Fast forward 10 years. Through his tenure as a fighter-bomber pilot in WWII, Morrison continued to think about improving the design of the flying discs he and Nay (now his wife) had loved so much. He tinkered with it until he developed a model the flew better because of its sloped edge, which is still known today as Morrison’s slope. Trying to capitalize on the UFO craze, he stamped the names of the planets around the edge of the disc and started calling the toy the Pluto Platter.

Flying discs 101

Walter Frederick Morrison promoting his Pluto Platters, forerunner of the Frisbee.
Walter Frederick Morrison promoting his Pluto Platters, forerunner of the Frisbee. / Connecticut State Library, Wikimedia Commons // Public Domain

You wouldn’t think flying discs require much explanation, but those early models had instructions printed on the underside, just in case people didn’t know how to handle the toy: “Play catch. Invent games. To fly, flip away backhand. Flat flip flies straight. Tilted flip curves. Experiment!”
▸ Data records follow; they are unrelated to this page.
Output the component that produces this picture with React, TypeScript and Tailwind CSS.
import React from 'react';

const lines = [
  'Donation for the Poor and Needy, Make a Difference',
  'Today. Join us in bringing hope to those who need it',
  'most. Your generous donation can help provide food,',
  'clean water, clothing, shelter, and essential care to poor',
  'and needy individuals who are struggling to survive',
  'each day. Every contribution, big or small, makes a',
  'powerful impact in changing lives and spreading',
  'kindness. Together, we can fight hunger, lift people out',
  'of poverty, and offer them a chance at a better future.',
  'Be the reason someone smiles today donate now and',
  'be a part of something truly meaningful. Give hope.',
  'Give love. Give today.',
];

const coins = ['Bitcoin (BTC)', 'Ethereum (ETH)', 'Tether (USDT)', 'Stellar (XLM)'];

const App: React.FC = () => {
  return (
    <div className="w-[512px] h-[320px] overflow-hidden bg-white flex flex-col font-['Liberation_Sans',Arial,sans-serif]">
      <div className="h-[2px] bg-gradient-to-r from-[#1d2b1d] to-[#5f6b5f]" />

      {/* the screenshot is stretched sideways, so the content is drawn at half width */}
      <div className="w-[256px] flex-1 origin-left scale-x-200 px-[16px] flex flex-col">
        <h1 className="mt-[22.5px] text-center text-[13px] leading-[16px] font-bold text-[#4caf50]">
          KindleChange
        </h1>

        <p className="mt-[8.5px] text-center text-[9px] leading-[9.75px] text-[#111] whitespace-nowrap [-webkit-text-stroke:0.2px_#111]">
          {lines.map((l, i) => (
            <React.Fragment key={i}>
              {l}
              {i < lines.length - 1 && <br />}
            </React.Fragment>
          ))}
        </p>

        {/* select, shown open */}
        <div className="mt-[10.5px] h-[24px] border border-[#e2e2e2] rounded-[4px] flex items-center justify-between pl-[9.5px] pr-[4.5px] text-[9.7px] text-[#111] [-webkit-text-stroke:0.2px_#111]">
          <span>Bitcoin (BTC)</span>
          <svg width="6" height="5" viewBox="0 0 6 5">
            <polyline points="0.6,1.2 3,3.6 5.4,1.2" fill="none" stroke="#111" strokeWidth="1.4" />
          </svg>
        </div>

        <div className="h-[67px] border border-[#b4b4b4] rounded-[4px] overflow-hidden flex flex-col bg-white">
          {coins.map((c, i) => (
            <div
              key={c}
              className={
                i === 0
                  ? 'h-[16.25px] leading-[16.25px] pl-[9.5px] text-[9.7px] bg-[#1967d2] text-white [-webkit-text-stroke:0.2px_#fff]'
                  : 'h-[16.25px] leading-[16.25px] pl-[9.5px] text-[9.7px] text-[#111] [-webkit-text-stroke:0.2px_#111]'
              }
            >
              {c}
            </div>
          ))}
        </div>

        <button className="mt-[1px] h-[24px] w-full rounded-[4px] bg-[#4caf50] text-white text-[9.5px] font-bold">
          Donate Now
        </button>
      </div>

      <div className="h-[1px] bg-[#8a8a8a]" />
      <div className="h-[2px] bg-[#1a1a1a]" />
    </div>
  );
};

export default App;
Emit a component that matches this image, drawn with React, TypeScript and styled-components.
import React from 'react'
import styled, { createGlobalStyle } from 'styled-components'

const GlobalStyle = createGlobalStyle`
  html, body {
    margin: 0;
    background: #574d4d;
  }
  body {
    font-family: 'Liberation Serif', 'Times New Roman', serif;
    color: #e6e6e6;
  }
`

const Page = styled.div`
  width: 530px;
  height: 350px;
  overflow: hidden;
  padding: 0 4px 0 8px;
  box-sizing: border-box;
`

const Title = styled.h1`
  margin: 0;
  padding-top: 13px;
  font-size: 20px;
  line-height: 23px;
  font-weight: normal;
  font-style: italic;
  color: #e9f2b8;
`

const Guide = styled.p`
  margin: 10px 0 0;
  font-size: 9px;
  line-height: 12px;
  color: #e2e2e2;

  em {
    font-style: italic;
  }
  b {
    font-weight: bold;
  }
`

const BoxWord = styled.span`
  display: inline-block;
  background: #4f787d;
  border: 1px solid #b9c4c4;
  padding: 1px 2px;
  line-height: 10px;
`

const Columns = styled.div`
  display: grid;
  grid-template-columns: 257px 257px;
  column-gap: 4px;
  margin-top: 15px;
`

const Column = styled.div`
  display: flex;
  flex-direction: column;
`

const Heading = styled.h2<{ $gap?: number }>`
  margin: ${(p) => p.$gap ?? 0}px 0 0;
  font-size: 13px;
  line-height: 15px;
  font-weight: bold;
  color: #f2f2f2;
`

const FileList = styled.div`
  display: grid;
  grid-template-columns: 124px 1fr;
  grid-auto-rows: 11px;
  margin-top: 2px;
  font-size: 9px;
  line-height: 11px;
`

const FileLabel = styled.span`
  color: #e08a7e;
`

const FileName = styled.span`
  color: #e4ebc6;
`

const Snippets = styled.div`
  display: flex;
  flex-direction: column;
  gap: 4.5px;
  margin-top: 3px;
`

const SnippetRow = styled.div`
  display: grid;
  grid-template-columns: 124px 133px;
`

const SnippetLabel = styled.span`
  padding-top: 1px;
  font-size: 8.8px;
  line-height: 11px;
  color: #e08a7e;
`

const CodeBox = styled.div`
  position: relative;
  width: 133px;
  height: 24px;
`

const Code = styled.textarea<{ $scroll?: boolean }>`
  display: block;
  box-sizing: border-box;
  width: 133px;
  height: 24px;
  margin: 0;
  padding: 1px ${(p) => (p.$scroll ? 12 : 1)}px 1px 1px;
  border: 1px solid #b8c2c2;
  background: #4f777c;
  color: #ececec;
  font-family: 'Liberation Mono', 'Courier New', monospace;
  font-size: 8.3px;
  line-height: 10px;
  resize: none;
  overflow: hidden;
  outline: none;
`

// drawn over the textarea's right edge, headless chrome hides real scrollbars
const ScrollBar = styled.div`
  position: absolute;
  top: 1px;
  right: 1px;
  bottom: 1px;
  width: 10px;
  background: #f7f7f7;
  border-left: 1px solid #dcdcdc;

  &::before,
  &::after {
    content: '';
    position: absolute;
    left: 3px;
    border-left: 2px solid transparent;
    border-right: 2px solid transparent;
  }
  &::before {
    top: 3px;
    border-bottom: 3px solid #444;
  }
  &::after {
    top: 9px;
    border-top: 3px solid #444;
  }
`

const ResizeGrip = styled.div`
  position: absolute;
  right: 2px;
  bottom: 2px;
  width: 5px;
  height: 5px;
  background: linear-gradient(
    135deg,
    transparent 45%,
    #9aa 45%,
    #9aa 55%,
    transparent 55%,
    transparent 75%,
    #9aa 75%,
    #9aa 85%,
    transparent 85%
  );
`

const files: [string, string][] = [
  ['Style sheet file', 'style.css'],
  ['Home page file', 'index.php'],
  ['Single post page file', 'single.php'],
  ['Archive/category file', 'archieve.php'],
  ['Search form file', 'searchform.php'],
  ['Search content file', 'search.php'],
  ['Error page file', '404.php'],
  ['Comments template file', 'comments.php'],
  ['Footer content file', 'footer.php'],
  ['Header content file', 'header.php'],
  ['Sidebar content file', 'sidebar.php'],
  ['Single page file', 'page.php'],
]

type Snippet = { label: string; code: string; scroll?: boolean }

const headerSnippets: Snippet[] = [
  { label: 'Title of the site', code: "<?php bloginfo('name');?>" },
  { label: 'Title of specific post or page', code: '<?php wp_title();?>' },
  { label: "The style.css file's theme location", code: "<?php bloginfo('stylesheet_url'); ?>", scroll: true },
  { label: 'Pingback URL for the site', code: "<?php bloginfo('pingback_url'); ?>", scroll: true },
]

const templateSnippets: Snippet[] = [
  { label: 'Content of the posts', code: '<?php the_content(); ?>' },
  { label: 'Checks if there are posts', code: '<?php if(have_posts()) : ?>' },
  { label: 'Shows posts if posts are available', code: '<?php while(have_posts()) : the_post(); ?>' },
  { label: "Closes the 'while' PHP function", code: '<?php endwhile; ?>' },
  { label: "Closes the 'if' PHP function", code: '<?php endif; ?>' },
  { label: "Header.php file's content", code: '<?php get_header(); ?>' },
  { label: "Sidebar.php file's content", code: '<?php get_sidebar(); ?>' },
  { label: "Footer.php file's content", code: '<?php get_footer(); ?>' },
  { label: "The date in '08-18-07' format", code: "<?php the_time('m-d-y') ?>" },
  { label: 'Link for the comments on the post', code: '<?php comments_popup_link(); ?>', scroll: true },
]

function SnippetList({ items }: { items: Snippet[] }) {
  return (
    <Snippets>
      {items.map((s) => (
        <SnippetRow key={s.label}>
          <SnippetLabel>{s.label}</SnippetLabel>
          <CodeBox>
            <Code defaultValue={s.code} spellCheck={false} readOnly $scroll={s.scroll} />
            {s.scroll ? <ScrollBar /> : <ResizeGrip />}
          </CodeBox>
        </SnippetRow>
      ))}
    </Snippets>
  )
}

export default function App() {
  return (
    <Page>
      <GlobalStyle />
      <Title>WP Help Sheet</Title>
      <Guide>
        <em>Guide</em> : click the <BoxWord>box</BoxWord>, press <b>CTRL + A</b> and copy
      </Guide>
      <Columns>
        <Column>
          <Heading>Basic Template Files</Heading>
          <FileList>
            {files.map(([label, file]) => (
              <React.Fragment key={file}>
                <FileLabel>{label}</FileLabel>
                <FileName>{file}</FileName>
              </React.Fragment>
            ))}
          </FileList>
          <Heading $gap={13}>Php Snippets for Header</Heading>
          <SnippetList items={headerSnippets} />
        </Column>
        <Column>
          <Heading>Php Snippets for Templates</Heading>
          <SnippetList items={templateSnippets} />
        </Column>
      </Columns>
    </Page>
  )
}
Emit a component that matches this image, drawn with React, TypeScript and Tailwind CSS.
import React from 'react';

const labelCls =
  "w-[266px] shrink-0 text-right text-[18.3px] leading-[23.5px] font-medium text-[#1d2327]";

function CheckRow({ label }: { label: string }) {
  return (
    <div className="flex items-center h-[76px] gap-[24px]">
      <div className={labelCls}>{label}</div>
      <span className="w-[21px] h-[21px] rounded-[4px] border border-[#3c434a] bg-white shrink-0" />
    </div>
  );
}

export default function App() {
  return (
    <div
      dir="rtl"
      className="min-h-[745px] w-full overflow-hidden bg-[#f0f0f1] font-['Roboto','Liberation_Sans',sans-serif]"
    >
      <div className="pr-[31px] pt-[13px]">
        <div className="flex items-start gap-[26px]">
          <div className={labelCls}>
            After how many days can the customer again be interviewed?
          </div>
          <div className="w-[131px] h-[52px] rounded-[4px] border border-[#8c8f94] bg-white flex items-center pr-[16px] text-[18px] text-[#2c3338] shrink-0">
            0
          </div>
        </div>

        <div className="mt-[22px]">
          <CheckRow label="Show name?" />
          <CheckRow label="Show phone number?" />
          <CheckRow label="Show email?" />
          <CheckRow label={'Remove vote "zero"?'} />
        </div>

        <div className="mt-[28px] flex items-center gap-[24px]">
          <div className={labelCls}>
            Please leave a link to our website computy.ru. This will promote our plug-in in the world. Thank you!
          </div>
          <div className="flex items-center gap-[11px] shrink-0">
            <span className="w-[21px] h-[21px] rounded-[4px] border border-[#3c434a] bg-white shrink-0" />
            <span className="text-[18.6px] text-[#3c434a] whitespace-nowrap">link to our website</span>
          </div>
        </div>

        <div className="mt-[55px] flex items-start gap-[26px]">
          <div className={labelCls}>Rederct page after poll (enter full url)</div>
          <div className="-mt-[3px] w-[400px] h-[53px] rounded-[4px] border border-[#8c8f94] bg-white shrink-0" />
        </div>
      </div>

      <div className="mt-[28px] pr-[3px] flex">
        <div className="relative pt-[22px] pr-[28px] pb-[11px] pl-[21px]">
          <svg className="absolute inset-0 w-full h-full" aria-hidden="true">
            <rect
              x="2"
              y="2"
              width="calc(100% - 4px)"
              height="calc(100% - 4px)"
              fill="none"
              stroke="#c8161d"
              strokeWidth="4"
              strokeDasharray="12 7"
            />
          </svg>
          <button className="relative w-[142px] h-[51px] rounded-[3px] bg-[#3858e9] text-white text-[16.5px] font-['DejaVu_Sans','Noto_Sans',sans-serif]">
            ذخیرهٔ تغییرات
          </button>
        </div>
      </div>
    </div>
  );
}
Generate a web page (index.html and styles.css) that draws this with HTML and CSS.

By 1957, Morrison had racked up enough Pluto Platter sales to attract the attention of fledgling toy company Wham-O. After buying the rights, Wham-O rebranded the disc “Frisbee” after the Frisbie Pie Company. You see, students at Yale had picked up on the idea of tossing a tin back and forth and were using the local company’s pie receptacles in their games. In fact, it may have been the Yalies who put the Frisbie Pie Company out of business—when they started using pie tins for sport, the company complained that they had suffered a loss of at least 5000 reusable pie plates. Frisbie closed its doors shortly after the Frisbee discs came out in 1958, but as you’ve probably noticed, Frisbees are still going strong. (And in 2016, Connecticut's Dan O'Connor—a Frisbee aficionado, historian, and pie lover—relaunched the Frisbie Pie Company using its original recipes.)

Since then, Wham-O has sold somewhere in the neighborhood of 300 million discs—not too shabby for a pastime invented from an empty dessert plate.

A version of this story ran in 2011; it has been updated for 2022.